Hal itu tampak dari usulan perubahan skema penugasan pemerintah ke PT Hutama Karya (Persero) yang semula hanya membangun Jalan Tol Trans-Sumatera menjadi penugasan pengembangan kawasan ekonomi baru. Contoh lain, badan usaha jalan tol di ruas Semarang-Demak juga mengajukan proposal pengelolaan lahan di sisi jalan yang akan terbebas dari rob karena tol tersebut sekaligus berfungsi sebagai tanggul laut.
”Jadi, jalan tol adalah tulangnya, sementara pengembangan kawasan di sepanjang koridor adalah dagingnya,” ujar Danang.
Meski demikian, menurut Danang, skema pembangunan jalan tol yang digabung dengan pengembangan kawasan di sekitar tol masih belum dapat dilakukan. Sebab, regulasi yang ada belum memungkinkannya. Meski begitu, pengelola tol tetap dimungkinkan mendapat nilai tambah lain dari bisnis jalan tol dengan mengembangkan tempat istirahat dan pelayanan (TIP).
Oleh karena itu, pemerintah akan merevisi Peraturan Menteri PUPR Nomor 10/2018 tentang Tempat Istirahat dan Pelayanan pada Jalan Tol agar dapat mengakomodasi pengembangan TIP. Menurut rencana, ke depan, TIP dapat dikembangkan untuk tujuan khusus, yakni sebagai tempat destinasi, fasilitas transit antarmoda angkutan penumpang, dan hub logistik.

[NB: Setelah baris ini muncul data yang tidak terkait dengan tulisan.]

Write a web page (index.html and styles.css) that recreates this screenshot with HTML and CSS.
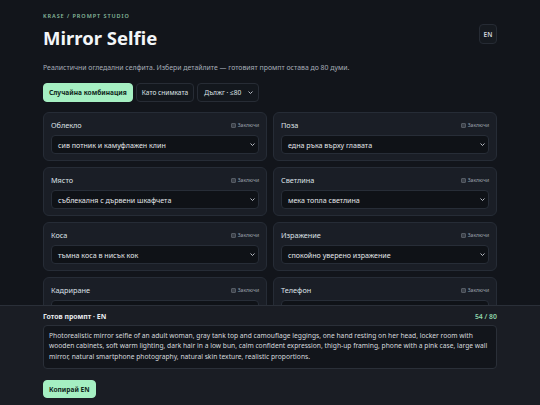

Sebagai contoh, pengelola ruas Tol Cibitung-Cilincing yang masih tahap konstruksi akan menyiapkan fasilitas bongkar muat kontainer di TIP yang ada di ruas tersebut. Kegiatan bongkar muat dilakukan di luar pelabuhan diharapkan memperlancar arus barang di pelabuhan. Luas yang dibutuhkan untuk TIP berkonsep hub logistik tersebut mencapai 20 hektar.
Saat ini, kata Danang, draf revisi peraturan mengenai TIP berkonsep khusus tersebut telah selesai dan kemungkinan akan terbit pada triwulan I-2020. Saat ini, sudah banyak badan usaha jalan tol yang menunggu regulasi tersebut.

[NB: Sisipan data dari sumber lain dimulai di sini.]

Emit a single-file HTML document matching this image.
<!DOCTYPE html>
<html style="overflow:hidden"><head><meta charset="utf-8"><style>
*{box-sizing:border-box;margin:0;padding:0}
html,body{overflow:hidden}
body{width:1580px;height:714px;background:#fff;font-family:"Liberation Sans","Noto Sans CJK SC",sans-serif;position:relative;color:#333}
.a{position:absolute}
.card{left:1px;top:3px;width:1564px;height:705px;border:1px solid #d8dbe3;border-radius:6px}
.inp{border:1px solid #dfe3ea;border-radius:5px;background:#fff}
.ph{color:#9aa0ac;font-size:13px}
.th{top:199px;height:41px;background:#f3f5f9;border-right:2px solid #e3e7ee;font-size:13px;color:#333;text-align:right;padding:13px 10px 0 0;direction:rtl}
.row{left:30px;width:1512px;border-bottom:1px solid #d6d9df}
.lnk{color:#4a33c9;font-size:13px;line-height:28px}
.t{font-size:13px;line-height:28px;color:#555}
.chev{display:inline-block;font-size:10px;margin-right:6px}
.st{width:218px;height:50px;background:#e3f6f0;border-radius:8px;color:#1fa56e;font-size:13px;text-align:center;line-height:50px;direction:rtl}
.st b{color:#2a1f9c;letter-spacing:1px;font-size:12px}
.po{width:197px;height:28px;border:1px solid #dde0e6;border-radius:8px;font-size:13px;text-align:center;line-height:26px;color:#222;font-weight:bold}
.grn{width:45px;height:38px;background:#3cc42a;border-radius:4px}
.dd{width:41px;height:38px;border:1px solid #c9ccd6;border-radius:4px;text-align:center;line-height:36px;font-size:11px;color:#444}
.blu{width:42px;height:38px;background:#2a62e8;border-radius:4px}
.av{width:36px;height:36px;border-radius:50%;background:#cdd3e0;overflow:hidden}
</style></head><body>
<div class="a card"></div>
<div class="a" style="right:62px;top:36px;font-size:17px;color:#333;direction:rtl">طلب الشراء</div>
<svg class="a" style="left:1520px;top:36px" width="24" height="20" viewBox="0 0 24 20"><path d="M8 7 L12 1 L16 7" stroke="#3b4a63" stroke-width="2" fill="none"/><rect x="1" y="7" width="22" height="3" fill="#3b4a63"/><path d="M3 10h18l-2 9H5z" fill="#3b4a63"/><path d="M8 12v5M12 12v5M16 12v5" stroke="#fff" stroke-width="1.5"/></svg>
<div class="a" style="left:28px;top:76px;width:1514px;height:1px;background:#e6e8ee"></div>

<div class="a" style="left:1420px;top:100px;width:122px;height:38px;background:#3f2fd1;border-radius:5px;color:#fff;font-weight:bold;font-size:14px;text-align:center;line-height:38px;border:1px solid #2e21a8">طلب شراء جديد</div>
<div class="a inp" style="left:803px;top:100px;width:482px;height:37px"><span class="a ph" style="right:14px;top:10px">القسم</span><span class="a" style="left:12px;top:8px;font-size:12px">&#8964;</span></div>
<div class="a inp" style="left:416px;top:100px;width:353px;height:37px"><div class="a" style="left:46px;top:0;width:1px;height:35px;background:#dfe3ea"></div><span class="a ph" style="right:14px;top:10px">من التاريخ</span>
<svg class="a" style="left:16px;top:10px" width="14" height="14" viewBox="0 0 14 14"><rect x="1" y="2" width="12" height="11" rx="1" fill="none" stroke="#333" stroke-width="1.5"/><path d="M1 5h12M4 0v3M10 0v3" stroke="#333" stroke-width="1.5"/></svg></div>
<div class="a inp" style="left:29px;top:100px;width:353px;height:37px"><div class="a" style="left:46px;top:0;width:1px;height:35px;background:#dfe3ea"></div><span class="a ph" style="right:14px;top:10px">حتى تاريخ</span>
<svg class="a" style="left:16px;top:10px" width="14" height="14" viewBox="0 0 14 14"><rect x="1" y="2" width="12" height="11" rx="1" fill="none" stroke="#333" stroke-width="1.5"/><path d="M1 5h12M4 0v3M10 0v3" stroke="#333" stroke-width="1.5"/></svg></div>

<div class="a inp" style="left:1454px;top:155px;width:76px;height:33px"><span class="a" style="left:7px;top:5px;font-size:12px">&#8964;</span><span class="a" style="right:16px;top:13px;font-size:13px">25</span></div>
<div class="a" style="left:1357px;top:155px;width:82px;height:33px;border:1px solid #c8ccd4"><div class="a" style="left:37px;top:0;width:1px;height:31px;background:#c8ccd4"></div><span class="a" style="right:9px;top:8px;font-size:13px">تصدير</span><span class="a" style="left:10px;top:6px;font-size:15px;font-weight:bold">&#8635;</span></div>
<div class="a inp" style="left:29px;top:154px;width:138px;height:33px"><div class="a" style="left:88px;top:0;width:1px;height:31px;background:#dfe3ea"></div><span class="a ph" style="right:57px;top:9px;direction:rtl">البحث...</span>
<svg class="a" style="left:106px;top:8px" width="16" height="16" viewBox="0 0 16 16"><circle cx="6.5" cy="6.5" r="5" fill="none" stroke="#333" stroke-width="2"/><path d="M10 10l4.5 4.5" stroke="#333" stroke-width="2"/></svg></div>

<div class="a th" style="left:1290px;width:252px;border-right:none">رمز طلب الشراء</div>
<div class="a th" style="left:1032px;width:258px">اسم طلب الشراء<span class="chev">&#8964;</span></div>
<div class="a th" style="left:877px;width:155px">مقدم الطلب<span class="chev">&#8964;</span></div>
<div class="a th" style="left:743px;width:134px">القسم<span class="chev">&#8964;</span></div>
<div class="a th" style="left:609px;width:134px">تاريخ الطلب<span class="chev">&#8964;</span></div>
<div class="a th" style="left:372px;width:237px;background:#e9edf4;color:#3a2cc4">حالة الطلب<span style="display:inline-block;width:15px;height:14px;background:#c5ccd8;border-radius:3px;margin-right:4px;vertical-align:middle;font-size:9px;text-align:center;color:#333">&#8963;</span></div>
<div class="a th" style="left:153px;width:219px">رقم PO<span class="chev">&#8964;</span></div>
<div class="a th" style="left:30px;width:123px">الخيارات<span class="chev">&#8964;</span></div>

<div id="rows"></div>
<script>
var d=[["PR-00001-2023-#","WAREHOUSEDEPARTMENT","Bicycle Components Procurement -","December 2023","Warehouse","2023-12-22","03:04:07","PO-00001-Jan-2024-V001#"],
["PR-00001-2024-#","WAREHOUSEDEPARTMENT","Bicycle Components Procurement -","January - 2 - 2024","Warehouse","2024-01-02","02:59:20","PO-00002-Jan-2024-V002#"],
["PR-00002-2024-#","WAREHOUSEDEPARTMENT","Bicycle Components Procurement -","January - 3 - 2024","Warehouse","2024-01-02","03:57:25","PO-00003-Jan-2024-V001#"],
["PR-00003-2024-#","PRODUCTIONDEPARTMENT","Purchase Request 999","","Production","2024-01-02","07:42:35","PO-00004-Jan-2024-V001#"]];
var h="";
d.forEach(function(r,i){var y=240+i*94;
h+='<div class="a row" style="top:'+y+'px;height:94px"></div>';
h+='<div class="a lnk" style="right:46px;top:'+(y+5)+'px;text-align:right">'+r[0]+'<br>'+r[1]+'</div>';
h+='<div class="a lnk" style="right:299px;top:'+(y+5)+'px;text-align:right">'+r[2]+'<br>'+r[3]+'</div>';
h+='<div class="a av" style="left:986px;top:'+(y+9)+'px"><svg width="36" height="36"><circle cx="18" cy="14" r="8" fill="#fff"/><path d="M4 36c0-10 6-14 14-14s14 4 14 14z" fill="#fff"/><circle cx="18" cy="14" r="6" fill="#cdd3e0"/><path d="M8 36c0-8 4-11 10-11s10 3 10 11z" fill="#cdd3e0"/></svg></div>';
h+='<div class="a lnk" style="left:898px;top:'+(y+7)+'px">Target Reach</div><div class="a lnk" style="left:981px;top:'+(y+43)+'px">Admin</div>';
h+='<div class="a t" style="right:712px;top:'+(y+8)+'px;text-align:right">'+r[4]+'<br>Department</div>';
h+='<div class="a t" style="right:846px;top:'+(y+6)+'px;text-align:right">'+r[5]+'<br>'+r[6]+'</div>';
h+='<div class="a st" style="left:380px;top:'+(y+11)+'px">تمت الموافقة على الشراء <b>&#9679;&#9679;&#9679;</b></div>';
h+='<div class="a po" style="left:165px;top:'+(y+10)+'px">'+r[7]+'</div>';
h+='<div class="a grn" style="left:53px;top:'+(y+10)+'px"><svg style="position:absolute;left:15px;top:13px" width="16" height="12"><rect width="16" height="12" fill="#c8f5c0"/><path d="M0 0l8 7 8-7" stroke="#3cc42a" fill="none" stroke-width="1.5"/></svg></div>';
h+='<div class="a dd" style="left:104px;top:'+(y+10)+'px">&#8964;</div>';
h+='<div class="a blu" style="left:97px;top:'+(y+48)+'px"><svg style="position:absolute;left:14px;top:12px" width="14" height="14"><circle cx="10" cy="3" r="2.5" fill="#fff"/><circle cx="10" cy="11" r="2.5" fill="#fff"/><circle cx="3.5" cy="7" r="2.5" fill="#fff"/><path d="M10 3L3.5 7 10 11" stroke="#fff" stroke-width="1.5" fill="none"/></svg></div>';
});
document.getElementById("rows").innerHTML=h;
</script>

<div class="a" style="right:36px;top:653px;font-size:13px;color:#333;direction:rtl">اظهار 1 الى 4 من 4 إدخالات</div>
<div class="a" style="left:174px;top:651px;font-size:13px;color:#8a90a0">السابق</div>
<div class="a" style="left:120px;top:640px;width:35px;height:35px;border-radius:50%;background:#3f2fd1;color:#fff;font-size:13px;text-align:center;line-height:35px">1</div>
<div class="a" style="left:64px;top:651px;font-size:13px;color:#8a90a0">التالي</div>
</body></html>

Sekretaris Jenderal Asosiasi Jalan Tol Indonesia yang juga CEO Group Bisnis Jalan Tol Astra Infra Kris Ade Sudiyono memiliki pandangan berbeda. Menurut dia, konsep penggabungan pembangunan jalan tol dengan pengembangan kawasan mudah dibicarakan, tetapi tidak mudah dihitung nilai pengembalian investasinya.
”Rasanya orang mengusulkan proyek tambahan itu ketika dia merasa proyeknya akan rugi. Tetapi, kalau kedua proyek itu sama-sama menguntungkan, tentu akan independen atau berdiri sendiri-sendiri,” kata Kris Ade.
Sebagai pelaku industri jalan tol, ujar Kris Ade, pihaknya secara bertahap juga akan mengembangkan TIP yang akan memiliki fungsi lain, yakni sebagai destinasi. Satu TIP yang dikembangkan berada di ruas Semarang-Solo. Ke depan, pihaknya akan mengembangkan TIP serupa di ruas-ruas lain, seperti di Tangerang-Merak dan ruas Cipali.
Sementara itu, Direktur Jenderal Perhubungan Darat Kementerian Perhubungan Budi Setiyadi mengatakan, tersambungnya jalan tol seperti Trans-Jawa mendorong penyedia jasa angkutan penumpang untuk menambah trayek layanannya. Selain itu, mereka juga berinvestasi dengan menambah armadanya.
Tersambungnya jalan tol mendorong penyedia jasa angkutan penumpang menambah trayek.
Terkait dengan itu, kata Budi, pihaknya telah mengusulkan kepada Kementerian PUPR untuk memfungsikan TIP, salah satunya untuk transit antarmoda. Menurut dia, tidak semua TIP perlu difungsikan sebagai tempat transit antarmoda. Untuk sepanjang Trans-Jawa mungkin hanya diperlukan 3-4 TIP yang difungsikan sebagai terminal.
”Ini satu peluang semisal ada bus Trans-Jawa, lalu simpulnya di mana? Mestinya ada di TIP. Kementerian PUPR akan mengakomodasi hal ini,” kata Budi.
Danang menyebutkan, Menteri PUPR telah menetapkan kenaikan tarif untuk ruas Jagorawi melalui Keputusan Menteri PUPR No 1175/2019. Tarif untuk kendaraan golongan I akan naik dari Rp 6.500 menjadi Rp 7.000, golongan II dan III menjadi Rp 11.500, serta golongan IV dan V menjadi Rp 16.000. Menurut rencana, tarif baru tersebut akan diberlakukan mulai 19 Desember 2019.